TV Show review
Review basis: 4 seasons, 40 episodes · through March 16, 2023
November 28, 2019 · TV-MA · Ended
Woke Score
Lower is better
Review
Servant is a four-season Apple TV+ series about a wealthy Philadelphia couple shattered by the accidental death of their infant son. The wife suffers a breakdown and they use a lifelike reborn doll as therapy while hiring a mysterious young nanny who moves into their home. Strange, creepy, and increasingly supernatural events follow as family secrets, grief, and tension build. The story stays focused on personal psychological horror, delusion, marriage strain, and mystery with no visible identity politics, diversity signaling in lead roles, or activist messaging across any season.
Breakdown
These are the editorial factors and ratings behind our score for Servant.

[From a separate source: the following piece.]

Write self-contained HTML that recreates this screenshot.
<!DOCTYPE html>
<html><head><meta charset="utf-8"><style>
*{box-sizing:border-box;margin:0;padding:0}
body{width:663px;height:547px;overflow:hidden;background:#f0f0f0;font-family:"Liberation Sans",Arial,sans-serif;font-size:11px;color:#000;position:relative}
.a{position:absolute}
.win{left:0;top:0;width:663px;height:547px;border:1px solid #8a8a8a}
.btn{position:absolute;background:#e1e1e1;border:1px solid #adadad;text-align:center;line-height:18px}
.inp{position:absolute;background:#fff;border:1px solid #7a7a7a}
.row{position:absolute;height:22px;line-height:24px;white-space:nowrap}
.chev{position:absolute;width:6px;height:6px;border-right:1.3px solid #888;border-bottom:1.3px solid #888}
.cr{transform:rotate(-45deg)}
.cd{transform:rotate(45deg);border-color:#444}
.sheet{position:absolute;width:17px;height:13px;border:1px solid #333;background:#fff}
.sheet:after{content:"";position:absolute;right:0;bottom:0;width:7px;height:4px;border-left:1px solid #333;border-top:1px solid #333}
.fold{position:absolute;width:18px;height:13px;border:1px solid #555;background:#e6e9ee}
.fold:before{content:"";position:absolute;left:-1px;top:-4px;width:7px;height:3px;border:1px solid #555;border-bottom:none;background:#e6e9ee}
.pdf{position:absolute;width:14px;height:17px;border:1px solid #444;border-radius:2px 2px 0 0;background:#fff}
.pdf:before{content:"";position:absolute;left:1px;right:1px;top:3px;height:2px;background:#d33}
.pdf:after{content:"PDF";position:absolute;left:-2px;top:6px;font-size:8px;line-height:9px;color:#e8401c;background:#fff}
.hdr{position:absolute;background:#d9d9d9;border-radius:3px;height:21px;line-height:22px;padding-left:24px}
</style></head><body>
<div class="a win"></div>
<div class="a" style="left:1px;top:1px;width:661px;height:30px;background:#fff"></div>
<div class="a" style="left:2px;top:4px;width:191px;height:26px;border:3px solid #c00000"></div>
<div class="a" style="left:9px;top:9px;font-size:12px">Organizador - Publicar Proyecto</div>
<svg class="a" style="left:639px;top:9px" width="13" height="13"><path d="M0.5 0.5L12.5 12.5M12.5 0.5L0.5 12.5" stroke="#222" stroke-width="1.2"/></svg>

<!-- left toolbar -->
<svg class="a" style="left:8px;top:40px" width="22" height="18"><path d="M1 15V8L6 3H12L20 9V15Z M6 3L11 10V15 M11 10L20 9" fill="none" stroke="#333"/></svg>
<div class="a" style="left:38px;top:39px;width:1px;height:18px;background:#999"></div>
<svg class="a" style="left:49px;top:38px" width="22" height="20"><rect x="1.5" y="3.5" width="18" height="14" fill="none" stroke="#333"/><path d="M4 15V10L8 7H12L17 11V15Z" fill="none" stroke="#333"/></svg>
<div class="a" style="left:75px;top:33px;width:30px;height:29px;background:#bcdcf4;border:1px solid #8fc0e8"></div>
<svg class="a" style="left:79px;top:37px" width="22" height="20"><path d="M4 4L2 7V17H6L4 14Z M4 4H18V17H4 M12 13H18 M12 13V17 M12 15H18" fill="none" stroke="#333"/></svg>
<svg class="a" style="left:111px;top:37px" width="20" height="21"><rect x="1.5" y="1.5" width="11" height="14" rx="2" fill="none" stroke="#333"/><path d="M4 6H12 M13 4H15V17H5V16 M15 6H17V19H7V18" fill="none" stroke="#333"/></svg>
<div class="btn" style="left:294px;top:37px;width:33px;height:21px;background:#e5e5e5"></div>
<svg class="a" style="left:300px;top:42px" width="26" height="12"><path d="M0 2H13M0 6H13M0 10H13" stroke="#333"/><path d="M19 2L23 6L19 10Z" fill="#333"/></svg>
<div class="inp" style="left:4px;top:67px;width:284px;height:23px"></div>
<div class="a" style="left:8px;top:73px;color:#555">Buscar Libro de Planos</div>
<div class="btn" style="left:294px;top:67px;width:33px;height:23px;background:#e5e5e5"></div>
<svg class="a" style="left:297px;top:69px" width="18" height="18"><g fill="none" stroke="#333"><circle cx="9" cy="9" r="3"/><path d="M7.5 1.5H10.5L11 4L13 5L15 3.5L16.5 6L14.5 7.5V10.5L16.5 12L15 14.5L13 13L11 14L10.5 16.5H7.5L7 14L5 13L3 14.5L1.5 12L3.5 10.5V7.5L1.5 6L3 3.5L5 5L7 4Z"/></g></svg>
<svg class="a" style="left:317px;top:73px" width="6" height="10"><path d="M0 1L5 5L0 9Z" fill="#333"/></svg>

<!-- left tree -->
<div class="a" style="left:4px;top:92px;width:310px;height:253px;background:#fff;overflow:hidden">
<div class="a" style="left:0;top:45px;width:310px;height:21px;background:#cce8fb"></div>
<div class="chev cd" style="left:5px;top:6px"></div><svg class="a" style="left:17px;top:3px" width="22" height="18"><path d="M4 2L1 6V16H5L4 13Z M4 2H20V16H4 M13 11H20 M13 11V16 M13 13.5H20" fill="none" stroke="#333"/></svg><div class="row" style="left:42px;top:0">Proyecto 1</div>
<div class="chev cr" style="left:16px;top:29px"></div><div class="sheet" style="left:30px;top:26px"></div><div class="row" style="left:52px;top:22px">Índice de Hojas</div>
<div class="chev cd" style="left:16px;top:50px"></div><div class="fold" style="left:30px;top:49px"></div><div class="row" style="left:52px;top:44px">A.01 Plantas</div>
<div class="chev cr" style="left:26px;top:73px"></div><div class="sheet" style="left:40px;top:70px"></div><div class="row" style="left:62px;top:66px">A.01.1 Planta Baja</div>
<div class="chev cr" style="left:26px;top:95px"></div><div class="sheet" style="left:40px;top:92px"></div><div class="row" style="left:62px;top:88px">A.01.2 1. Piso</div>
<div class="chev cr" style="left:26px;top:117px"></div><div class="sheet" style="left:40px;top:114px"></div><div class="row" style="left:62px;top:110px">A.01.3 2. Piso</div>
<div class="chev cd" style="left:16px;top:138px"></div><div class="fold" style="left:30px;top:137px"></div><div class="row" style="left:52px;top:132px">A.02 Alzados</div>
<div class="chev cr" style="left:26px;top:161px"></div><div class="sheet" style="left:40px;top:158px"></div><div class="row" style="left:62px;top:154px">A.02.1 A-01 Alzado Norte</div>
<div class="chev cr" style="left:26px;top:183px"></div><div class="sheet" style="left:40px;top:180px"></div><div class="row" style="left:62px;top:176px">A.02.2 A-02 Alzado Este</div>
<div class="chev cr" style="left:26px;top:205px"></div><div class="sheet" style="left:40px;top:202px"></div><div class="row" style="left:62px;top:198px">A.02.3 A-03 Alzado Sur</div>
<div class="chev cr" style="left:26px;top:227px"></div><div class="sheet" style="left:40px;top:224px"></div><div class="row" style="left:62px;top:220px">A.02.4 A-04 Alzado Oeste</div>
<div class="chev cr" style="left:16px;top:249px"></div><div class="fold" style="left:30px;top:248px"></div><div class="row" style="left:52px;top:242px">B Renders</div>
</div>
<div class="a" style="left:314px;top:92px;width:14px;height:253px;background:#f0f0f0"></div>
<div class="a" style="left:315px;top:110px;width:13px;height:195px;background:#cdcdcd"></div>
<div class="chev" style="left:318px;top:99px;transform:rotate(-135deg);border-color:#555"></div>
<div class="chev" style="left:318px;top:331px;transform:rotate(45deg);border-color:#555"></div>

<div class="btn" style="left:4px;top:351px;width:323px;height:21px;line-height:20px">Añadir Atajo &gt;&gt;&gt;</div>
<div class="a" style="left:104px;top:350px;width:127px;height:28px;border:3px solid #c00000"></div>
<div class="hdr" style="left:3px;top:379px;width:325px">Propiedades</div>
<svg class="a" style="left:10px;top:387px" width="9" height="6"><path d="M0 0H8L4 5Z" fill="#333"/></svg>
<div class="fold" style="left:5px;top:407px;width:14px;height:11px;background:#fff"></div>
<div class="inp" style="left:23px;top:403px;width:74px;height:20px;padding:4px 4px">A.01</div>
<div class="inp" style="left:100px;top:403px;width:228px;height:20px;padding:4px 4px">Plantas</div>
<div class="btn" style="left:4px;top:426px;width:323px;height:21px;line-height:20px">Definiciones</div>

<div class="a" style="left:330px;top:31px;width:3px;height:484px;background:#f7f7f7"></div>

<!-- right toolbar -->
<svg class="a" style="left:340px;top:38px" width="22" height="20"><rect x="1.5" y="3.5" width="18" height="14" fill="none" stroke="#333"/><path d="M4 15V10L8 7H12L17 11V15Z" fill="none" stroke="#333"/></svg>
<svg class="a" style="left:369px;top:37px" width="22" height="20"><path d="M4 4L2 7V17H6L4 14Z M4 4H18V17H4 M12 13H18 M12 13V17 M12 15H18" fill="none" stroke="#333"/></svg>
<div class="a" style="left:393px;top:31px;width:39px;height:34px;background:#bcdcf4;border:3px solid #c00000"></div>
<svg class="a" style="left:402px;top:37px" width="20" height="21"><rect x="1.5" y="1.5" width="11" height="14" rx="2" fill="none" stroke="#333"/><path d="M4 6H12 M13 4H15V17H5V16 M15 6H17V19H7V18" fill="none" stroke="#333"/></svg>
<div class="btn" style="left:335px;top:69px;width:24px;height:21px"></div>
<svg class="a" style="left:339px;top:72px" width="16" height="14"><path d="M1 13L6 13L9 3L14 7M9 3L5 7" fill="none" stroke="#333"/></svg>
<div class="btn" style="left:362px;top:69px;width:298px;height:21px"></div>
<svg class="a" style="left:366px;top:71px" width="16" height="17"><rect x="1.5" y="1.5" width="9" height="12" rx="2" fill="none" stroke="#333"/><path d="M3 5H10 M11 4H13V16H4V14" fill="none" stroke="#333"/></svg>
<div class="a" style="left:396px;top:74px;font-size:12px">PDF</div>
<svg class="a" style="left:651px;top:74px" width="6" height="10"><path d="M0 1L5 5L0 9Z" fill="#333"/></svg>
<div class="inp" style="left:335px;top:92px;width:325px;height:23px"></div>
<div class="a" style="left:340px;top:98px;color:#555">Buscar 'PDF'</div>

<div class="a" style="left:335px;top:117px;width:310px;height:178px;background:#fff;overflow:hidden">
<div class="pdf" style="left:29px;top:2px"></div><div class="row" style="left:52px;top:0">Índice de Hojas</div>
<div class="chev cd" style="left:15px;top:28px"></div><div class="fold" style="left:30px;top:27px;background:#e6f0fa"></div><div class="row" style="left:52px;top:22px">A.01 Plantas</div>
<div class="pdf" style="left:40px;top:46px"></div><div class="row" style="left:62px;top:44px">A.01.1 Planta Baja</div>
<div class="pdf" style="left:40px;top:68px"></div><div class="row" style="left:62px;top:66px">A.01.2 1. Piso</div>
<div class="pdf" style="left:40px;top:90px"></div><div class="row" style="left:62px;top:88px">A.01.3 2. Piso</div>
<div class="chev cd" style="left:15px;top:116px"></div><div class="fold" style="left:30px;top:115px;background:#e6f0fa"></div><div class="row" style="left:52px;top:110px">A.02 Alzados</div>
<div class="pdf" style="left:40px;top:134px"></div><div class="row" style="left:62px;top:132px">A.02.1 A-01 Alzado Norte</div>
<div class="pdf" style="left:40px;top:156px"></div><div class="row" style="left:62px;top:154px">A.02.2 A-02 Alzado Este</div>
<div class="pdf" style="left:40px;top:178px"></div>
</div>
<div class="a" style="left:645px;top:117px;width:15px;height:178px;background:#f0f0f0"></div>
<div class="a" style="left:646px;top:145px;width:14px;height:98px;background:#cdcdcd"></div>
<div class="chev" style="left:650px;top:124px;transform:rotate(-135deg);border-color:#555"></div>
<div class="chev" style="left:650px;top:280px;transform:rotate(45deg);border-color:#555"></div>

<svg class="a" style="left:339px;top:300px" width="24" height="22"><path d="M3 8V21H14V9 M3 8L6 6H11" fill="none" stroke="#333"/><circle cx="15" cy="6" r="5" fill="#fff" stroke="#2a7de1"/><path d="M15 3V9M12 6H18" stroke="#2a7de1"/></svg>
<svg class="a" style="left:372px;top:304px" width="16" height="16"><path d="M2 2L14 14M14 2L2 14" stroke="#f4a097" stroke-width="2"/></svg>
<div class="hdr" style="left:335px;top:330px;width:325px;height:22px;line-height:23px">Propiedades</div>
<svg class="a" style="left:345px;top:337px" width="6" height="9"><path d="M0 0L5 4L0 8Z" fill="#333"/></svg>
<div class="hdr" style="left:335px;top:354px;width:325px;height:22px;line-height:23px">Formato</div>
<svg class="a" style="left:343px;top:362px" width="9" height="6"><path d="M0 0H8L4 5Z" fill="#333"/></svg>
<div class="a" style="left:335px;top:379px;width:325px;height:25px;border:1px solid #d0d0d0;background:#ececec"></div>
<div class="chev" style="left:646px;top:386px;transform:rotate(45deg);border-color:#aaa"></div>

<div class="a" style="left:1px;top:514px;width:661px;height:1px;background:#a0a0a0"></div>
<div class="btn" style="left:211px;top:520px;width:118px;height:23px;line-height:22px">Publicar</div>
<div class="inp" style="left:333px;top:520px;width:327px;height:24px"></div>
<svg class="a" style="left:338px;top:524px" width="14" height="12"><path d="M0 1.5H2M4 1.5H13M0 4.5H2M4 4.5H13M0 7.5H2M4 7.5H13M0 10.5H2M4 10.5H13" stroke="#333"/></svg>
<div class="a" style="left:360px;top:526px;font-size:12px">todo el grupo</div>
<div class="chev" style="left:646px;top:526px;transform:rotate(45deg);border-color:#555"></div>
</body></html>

Woke representation / casting
Prominent lead roles use white actors consistent with the affluent Philadelphia family setting and story logic; supporting diversity exists in secondary parts but stays incidental without audience-visible signaling, quota emphasis, or competence mismatches.
Woke political dialogue
No activist speeches, identity lectures, or modern social justice dialogue; conversations stay personal, emotional, and tied to grief, family conflict, and mystery.

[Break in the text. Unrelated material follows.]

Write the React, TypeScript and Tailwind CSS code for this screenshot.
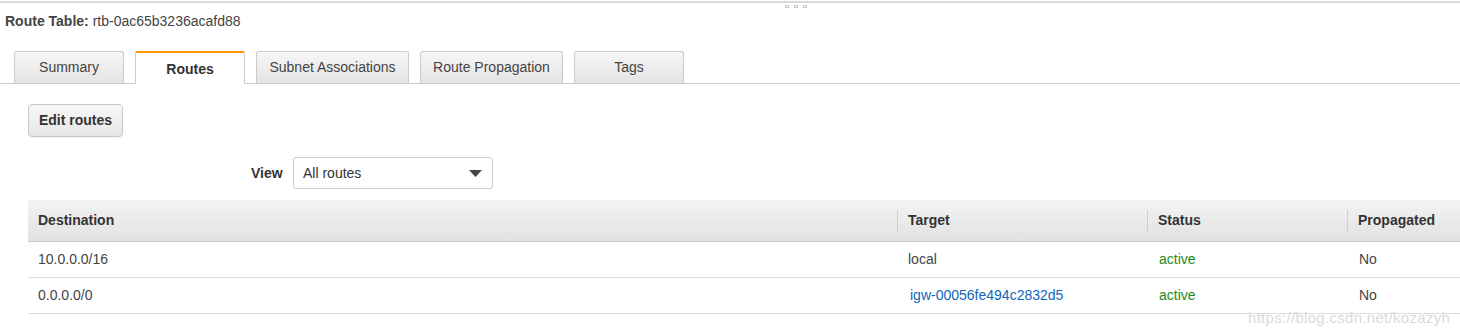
import React from 'react';

const tabs = ['Summary', 'Routes', 'Subnet Associations', 'Route Propagation', 'Tags'];
const tabWidths: Record<string, string> = {
  Summary: 'w-[110px]',
  Routes: 'w-[110px]',
  'Subnet Associations': 'w-[153px]',
  'Route Propagation': 'w-[143px]',
  Tags: 'w-[110px]',
};

const routes = [
  { dest: '10.0.0.0/16', target: 'local', link: false, status: 'active', prop: 'No' },
  { dest: '0.0.0.0/0', target: 'igw-00056fe494c2832d5', link: true, status: 'active', prop: 'No' },
];

const cols = 'grid grid-cols-[869px_250px_200px_1fr]';

const App: React.FC = () => {
  return (
    <div className="relative w-full h-[335px] bg-white text-[14px] text-[#444] font-['Liberation_Sans',Arial,sans-serif] overflow-hidden">
      <div className="h-[2px] bg-[#d9d9d9] mt-px" />
      <div className="absolute top-[5px] left-[785px] flex gap-[5px]">
        <span className="w-[4px] h-[3px] border border-[#c8c8c8]" />
        <span className="w-[4px] h-[3px] border border-[#c8c8c8]" />
        <span className="w-[4px] h-[3px] border border-[#c8c8c8]" />
      </div>

      <div className="pl-[5px] mt-[10px] leading-[16px]">
        <span className="font-bold">Route Table:</span> rtb-0ac65b3236acafd88
      </div>

      <div className="mt-[22px] flex gap-[11px] pl-[14px] border-b border-[#cccccc] h-[33px] items-end">
        {tabs.map((t) =>
          t === 'Routes' ? (
            <div
              key={t}
              className={`${tabWidths[t]} h-[33px] -mb-px bg-white border-x border-t-2 border-x-[#cccccc] border-t-[#ff9900] rounded-t-[2px] flex items-center justify-center font-bold text-[#333] pt-[2px]`}
            >
              {t}
            </div>
          ) : (
            <div
              key={t}
              className={`${tabWidths[t]} h-[32px] bg-gradient-to-b from-[#f6f6f6] to-[#e4e4e4] border border-b-0 border-[#cccccc] rounded-t-[3px] flex items-center justify-center text-[#444]`}
            >
              {t}
            </div>
          )
        )}
      </div>

      <div className="pl-[28px]">
        <button className="mt-[20px] w-[95px] h-[33px] rounded-[4px] border border-[#c9c9c9] bg-gradient-to-b from-[#f7f7f7] to-[#e6e6e6] font-bold text-[#333] text-[14px] shadow-[0_1px_0_rgba(0,0,0,0.05)]">
          Edit routes
        </button>

        <div className="mt-[20px] flex items-center ml-[223px]">
          <span className="font-bold text-[#333] w-[33px]">View</span>
          <div className="ml-[9px] w-[200px] h-[32px] border border-[#cccccc] rounded-[3px] flex items-center justify-between pl-[9px] pr-[10px] bg-white">
            <span className="text-[#333]">All routes</span>
            <svg width="13" height="7" viewBox="0 0 13 7">
              <path d="M0 0h13L6.5 7z" fill="#444" />
            </svg>
          </div>
        </div>

        <div className="mt-[11px]">
          <div className={`${cols} h-[42px] pb-px bg-gradient-to-b from-[#f3f3f3] to-[#e2e2e2] border-b border-[#c9c9c9] font-bold text-[#333]`}>
            <div className="flex items-center pl-[10px]">Destination</div>
            <div className="flex items-center pl-[11px] relative">
              <span className="absolute left-0 top-[10px] h-[22px] w-px bg-[#cfcfcf]" />
              Target
            </div>
            <div className="flex items-center pl-[11px] relative">
              <span className="absolute left-0 top-[10px] h-[22px] w-px bg-[#cfcfcf]" />
              Status
            </div>
            <div className="flex items-center pl-[11px] relative">
              <span className="absolute left-0 top-[10px] h-[22px] w-px bg-[#cfcfcf]" />
              Propagated
            </div>
          </div>
          {routes.map((r) => (
            <div key={r.dest} className={`${cols} h-[36px] border-b border-[#dddddd]`}>
              <div className="flex items-center pl-[10px]">{r.dest}</div>
              <div className="flex items-center pl-[11px]">
                {r.link ? <span className="ml-[2px] text-[#1166bb]">{r.target}</span> : r.target}
              </div>
              <div className="flex items-center pl-[12px] text-[#1d8a1d]">{r.status}</div>
              <div className="flex items-center pl-[12px]">{r.prop}</div>
            </div>
          ))}
        </div>
      </div>

      <div className="absolute left-[1248px] top-[307px] text-[15px] text-[#dadada] tracking-[0.3px]">
        https://blog.csdn.net/kozazyh
      </div>
    </div>
  );
};

export default App;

Identity-driven story themes
Core elements involve grief, mental delusion, marital rift, class friction with live-in help, and supernatural/religious undertones from the nanny’s background; no central plots or arcs driven by race, gender identity, sexuality, or systemic identity critiques.
Western institutional / cultural critique
Subtle looks at affluent secular lifestyles, therapy reliance for trauma, and family denial appear as personal psychological drama rather than activist attacks on patriarchy, capitalism, traditional norms, or Western institutions.
Production
Woke character or canon changes
Not relevant. Original story with no established characters, canon, or historical figures altered for identity or DEI reasons.
Anti-woke backlash and complaints
No meaningful public or media complaints treat the series as pushing woke, DEI, or identity politics; reactions stay centered on horror effectiveness and storytelling.
Creator track record context
Key figures like Tony Basgallop and M. Night Shyamalan show story-driven careers in psychological and genre work with minimal activist history. Julia Ducournau history adds to the score. Overall team patterns remain low on identity or political advocacy.